Niente Irap per l’avvocato che, pur non facendo parte di uno studio associato, presta la sua opera professionale per conto di quest’ultimo.
Lo ha deciso la Corte di Cassazione con l’ordinanza n. 382/13 depositata il 9 gennaio 2013 presso la Sezione Tributaria.
L’avvocato che ha prestato la propria attività per conto di uno studio associato ha diritto al rimborso dell’imposta regionale sulle attività produttive (Irap) anche se il professionista ha speso quasi diecimila euro per l’acquisto di beni strumentali ed altre spese.
I giudici della suprema Corte hanno infatti accolto il ricorso di un professionista, un avvocato, che aveva impugnato la sentenza della Commissione tributaria di secondo grado.

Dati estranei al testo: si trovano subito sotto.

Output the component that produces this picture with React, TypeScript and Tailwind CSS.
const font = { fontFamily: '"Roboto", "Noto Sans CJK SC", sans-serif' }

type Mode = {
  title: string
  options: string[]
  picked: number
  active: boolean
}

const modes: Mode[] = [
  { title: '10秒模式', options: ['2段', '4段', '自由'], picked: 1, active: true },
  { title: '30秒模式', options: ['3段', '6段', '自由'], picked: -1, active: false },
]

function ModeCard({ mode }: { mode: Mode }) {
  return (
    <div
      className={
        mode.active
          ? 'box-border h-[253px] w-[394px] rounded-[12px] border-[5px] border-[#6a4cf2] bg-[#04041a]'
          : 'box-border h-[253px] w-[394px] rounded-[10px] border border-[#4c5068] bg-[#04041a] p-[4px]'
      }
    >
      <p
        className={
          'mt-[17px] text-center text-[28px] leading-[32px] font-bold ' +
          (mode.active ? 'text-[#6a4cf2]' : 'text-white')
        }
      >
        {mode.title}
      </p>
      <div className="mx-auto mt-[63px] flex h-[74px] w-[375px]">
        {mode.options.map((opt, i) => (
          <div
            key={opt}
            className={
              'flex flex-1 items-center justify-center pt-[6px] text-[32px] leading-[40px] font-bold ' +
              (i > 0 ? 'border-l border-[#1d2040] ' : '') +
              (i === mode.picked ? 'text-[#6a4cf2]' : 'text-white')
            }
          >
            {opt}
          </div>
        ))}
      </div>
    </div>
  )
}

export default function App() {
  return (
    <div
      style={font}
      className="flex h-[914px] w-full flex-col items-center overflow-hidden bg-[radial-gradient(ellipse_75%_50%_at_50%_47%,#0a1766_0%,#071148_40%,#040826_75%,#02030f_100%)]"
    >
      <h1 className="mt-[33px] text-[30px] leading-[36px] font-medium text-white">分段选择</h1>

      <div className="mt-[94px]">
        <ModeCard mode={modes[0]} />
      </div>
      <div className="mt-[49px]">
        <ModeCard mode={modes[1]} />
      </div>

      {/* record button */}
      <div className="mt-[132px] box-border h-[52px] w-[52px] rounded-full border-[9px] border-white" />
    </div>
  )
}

Il giudizio di merito aveva accertato che l’avvocato non faceva parte di uno studio associato ma svolgeva soltanto attività per conto di uno studio associato. Aveva però ritenuto che il contribuente disponesse di una propria autonoma organizzazione sufficientemente articolata e complessa da determinare l’assoggettamento ad IRAP del reddito prodotto.

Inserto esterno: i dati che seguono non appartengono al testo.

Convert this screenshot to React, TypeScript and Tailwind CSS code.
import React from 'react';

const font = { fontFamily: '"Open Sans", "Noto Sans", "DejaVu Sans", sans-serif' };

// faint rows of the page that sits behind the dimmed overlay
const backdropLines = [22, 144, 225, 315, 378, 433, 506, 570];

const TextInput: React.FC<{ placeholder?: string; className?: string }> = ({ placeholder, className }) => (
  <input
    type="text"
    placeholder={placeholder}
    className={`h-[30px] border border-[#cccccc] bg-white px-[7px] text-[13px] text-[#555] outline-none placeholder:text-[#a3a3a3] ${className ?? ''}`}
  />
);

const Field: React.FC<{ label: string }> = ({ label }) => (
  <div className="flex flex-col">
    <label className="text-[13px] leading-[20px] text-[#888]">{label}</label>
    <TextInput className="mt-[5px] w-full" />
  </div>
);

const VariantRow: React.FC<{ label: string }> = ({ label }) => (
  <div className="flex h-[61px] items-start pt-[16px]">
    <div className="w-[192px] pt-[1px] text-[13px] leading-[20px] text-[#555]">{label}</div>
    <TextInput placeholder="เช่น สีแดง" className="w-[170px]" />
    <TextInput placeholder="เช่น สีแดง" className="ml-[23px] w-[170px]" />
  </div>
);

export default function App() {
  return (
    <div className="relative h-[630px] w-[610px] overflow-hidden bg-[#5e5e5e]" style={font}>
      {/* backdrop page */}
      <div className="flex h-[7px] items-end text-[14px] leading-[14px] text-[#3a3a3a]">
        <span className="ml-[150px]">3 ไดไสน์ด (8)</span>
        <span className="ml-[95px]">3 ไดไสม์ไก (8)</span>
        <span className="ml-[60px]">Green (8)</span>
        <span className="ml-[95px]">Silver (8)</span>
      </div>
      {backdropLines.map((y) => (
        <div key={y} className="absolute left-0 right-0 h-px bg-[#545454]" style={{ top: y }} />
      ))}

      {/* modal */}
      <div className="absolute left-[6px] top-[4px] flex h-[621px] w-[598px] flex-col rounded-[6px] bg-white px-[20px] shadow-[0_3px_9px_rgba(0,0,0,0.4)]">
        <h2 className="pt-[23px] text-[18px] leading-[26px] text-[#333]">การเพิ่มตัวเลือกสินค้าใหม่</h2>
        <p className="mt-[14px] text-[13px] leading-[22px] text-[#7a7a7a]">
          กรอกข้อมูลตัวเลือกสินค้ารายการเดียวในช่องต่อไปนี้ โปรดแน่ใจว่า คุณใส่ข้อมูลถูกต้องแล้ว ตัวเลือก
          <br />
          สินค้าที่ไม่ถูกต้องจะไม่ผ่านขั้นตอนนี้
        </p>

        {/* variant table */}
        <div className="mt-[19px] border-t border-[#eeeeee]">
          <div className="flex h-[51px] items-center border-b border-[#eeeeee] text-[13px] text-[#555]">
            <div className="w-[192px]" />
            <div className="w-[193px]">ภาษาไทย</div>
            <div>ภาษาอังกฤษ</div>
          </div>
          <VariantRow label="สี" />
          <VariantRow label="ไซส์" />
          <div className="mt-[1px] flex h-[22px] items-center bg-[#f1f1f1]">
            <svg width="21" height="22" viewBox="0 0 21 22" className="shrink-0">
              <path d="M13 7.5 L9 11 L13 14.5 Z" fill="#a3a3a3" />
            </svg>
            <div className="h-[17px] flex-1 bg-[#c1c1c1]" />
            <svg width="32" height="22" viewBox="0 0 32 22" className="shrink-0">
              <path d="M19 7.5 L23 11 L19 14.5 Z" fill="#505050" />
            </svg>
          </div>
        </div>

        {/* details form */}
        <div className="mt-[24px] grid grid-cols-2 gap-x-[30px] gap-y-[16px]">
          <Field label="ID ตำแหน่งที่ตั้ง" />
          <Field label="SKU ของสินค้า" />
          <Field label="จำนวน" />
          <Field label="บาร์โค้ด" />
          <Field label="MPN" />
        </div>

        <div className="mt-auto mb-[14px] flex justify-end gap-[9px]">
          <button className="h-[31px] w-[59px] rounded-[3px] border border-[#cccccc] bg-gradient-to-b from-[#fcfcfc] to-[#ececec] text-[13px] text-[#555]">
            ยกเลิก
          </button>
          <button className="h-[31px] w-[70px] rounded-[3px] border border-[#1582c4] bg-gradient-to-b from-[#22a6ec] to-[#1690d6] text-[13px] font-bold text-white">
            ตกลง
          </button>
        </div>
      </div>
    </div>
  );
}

Il giudice di merito aveva ritenuto sufficiente per la sottoposizione ad imposta l’esistenza di spese per quasi 10 mila euro (8.869,00 euro per acquisti di beni strumentali e circa 2.000 euro per spese alberghiere).

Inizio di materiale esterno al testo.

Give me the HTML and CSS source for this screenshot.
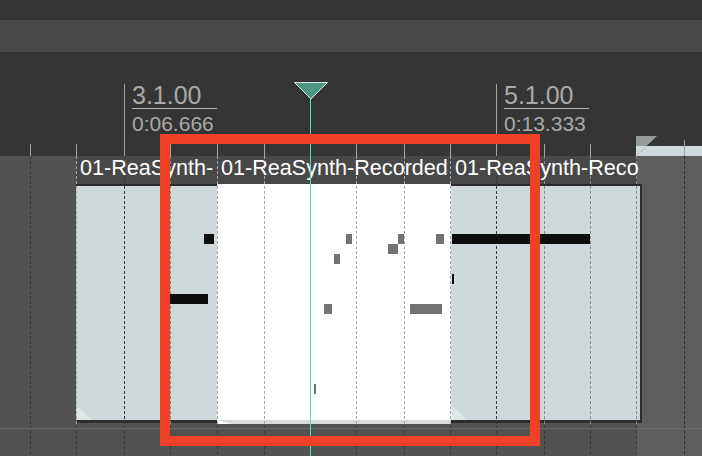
FILE: index.html
```html
<!DOCTYPE html>
<html>
<head>
<meta charset="utf-8">
<link rel="stylesheet" href="styles.css">
</head>
<body>
<div class="app">
  <div class="topbar"></div>
  <div class="band"></div>
  <div class="ruler">
    <span class="tick" style="left:30px"></span>
    <span class="tick" style="left:76px"></span>
    <span class="tick major" style="left:124px"></span>
    <span class="tick" style="left:170px"></span>
    <span class="tick" style="left:217px"></span>
    <span class="tick" style="left:264px"></span>
    <span class="tick" style="left:310px"></span>
    <span class="tick" style="left:356px"></span>
    <span class="tick" style="left:404px"></span>
    <span class="tick" style="left:450px"></span>
    <span class="tick major" style="left:496px"></span>
    <span class="tick" style="left:544px"></span>
    <span class="tick" style="left:590px"></span>
    <span class="tick" style="left:684px"></span>
    <div class="label" style="left:132px">
      <div class="bbt">3.1.00</div>
      <div class="time">0:06.666</div>
    </div>
    <div class="label" style="left:504px">
      <div class="bbt">5.1.00</div>
      <div class="time">0:13.333</div>
    </div>
    <svg class="nextitem" width="66" height="20" viewBox="0 0 66 20">
      <rect x="0" y="10" width="66" height="10" fill="#cfd8da"/>
      <polygon points="0,0 21,0 10.5,10 0,10" fill="#959c9c"/>
      <line x1="10.5" y1="10" x2="1" y2="20" stroke="#b4bcbc" stroke-width="1"/>
      <line x1="48.5" y1="4" x2="48.5" y2="20" stroke="#9aa0a0" stroke-width="1"/>
    </svg>
  </div>
  <div class="track">
    <div class="beyond"></div>
    <div class="gridbg">
      <span class="vl dark" style="left:30px"></span>
      <span class="vl dark" style="left:76px"></span>
      <span class="vl dark" style="left:124px"></span>
      <span class="vl dark" style="left:170px"></span>
      <span class="vl dark" style="left:217px"></span>
      <span class="vl dark" style="left:264px"></span>
      <span class="vl dark" style="left:356px"></span>
      <span class="vl dark" style="left:404px"></span>
      <span class="vl dark" style="left:450px"></span>
      <span class="vl dark" style="left:496px"></span>
      <span class="vl dark" style="left:544px"></span>
      <span class="vl dark" style="left:590px"></span>
      <span class="vl dark" style="left:636px"></span>
      <span class="vl darker" style="left:684px"></span>
    </div>
    <div class="separator"></div>

    <div class="item item-1">
      <div class="cap"></div>
      <div class="body grey">
        <span class="fade"></span>
      </div>
      <div class="lines">
        <span class="vl edge" style="left:0px"></span>
        <span class="vl dark" style="left:48px"></span>
        <span class="vl mid" style="left:94px"></span>
      </div>
      <div class="name">01-ReaSynth-</div>
      <span class="note black" style="left:128px;top:78px;width:10px"></span>
      <span class="note black" style="left:94px;top:138px;width:38px"></span>
    </div>

    <div class="item item-2">
      <div class="cap"></div>
      <div class="body white">
        <span class="fade-w"></span>
      </div>
      <div class="lines">
        <span class="vl light" style="left:0px"></span>
        <span class="vl light" style="left:47px"></span>
        <span class="vl light" style="left:139px"></span>
        <span class="vl light" style="left:187px"></span>
        <span class="vl light" style="left:233px"></span>
      </div>
      <div class="name">01-ReaSynth-Recorded</div>
      <span class="note grey" style="left:129px;top:78px;width:6px"></span>
      <span class="note grey" style="left:181px;top:78px;width:6px"></span>
      <span class="note grey" style="left:171px;top:88px;width:10px"></span>
      <span class="note grey" style="left:117px;top:98px;width:6px"></span>
      <span class="note grey" style="left:219px;top:78px;width:8px"></span>
      <span class="note grey" style="left:107px;top:148px;width:8px"></span>
      <span class="note grey" style="left:193px;top:148px;width:32px"></span>
      <span class="note grey" style="left:97px;top:228px;width:2px"></span>
    </div>

    <div class="item item-3">
      <div class="cap"></div>
      <div class="body grey">
        <span class="fade"></span>
      </div>
      <div class="lines">
        <span class="vl dark" style="left:45px"></span>
        <span class="vl mid" style="left:93px"></span>
        <span class="vl mid" style="left:139px"></span>
        <span class="vl mid" style="left:185px"></span>
      </div>
      <div class="name">01-ReaSynth-Reco</div>
      <span class="note black" style="left:1px;top:78px;width:138px"></span>
      <span class="note black" style="left:1px;top:118px;width:2px"></span>
    </div>
  </div>

  <div class="playhead"></div>
  <svg class="playhead-cap" width="35" height="18" viewBox="0 0 35 18">
    <polygon points="0.5,0.5 33.5,0.5 17,17" fill="#4f9685" stroke="#d6ebe5" stroke-width="1"/>
  </svg>
  <div class="focus"></div>
</div>
</body>
</html>
```

FILE: styles.css
```css
html, body {
  margin: 0;
  padding: 0;
  background: #353535;
}

body {
  font-family: "Liberation Sans", Arial, sans-serif;
  overflow: hidden;
}

.app {
  position: relative;
  width: 702px;
  height: 456px;
  overflow: hidden;
}

.topbar {
  height: 20px;
  background: #353535;
}

.band {
  height: 32px;
  background: #484848;
}

.ruler {
  position: relative;
  height: 104px;
  background: #353535;
}

.tick {
  position: absolute;
  top: 92px;
  width: 1px;
  height: 12px;
  background: #a4a4a4;
}

.tick.major {
  top: 32px;
  height: 72px;
}

.label {
  position: absolute;
  top: 31px;
  color: #a9a9a9;
}

.bbt {
  width: 85px;
  font-size: 25px;
  line-height: 25px;
  border-bottom: 1px solid #b4b4b4;
}

.time {
  margin-top: 4px;
  font-size: 21px;
  line-height: 21px;
}

.nextitem {
  position: absolute;
  left: 636px;
  top: 84px;
  display: block;
}

.track {
  position: relative;
  height: 300px;
  background: #525252;
}

.beyond {
  position: absolute;
  left: 637px;
  right: 0;
  top: 0;
  bottom: 0;
  background: #5e5e5e;
}

.gridbg {
  position: absolute;
  inset: 0;
}

.separator {
  position: absolute;
  left: 0;
  right: 0;
  top: 272px;
  height: 1px;
  background: #696969;
}

.vl {
  position: absolute;
  top: 0;
  bottom: 0;
  width: 1px;
  background: repeating-linear-gradient(to bottom, var(--c) 0 3px, transparent 3px 5px);
}

.vl.dark { --c: #383838; }
.vl.darker { --c: #2a2a2a; }
.vl.mid { --c: #858a8b; }
.vl.light { --c: #a9a9a9; }
.vl.edge { --c: #a3a9aa; }

.item {
  position: absolute;
  top: 0;
  height: 268px;
  overflow: hidden;
}

.item-1 { left: 76px; width: 141px; }
.item-2 { left: 217px; width: 234px; }
.item-3 { left: 451px; width: 191px; }

.cap {
  position: absolute;
  left: 0;
  top: 0;
  right: 0;
  height: 28px;
  background: #484848;
}

.item-3 .cap {
  right: 5px;
}

.body {
  position: absolute;
  left: 0;
  right: 0;
  top: 28px;
  height: 239px;
  box-sizing: border-box;
}

.body.grey {
  background: #cfd8da;
  border-top: 2px solid #2c2c2c;
  border-bottom: 3px solid #2d2d2d;
}

.item-3 .body.grey {
  border-right: 2px solid #2d2d2d;
}

.body.white {
  background: #ffffff;
  border-bottom: 4px solid #dadada;
  height: 240px;
}

.fade {
  position: absolute;
  left: 0;
  bottom: 0;
  width: 16px;
  height: 15px;
  background: #dfe6e6;
  clip-path: polygon(0 0, 100% 100%, 0 100%);
}

.fade-w {
  position: absolute;
  left: 0;
  bottom: -4px;
  width: 15px;
  height: 4px;
  background: #ffffff;
  clip-path: polygon(0 0, 100% 100%, 0 100%);
}

.lines {
  position: absolute;
  inset: 0;
}

.name {
  position: absolute;
  left: 0;
  top: 0;
  height: 28px;
  padding-left: 4px;
  white-space: nowrap;
  color: #ffffff;
  font-size: 21.6px;
  line-height: 24px;
}

.note {
  position: absolute;
  height: 10px;
}

.note.black { background: #0e0e0e; }
.note.grey { background: #737373; }

.playhead {
  position: absolute;
  left: 310px;
  top: 98px;
  bottom: 0;
  width: 1px;
  background: #5cdbbf;
  z-index: 5;
}

.playhead-cap {
  position: absolute;
  left: 294px;
  top: 82px;
  display: block;
  z-index: 6;
}

.focus {
  position: absolute;
  left: 160px;
  top: 134px;
  width: 380px;
  height: 312px;
  box-sizing: border-box;
  border: 10px solid #ee4126;
  z-index: 10;
}
```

Affinché si configuri autonoma organizzazione, invece, è necessario che si spendano cifre ben più importanti di quelle appena considerate. Inoltre, a fare la differenza ai fini impositivi è il ricorso al lavoro di terze persone, che nel caso in esame non è stato ravvisato.
E così, la Corte di cassazione, sancisce la rimborsabilità dell’imposta Irap in capo al professionista, condividendo la proposta del relatore.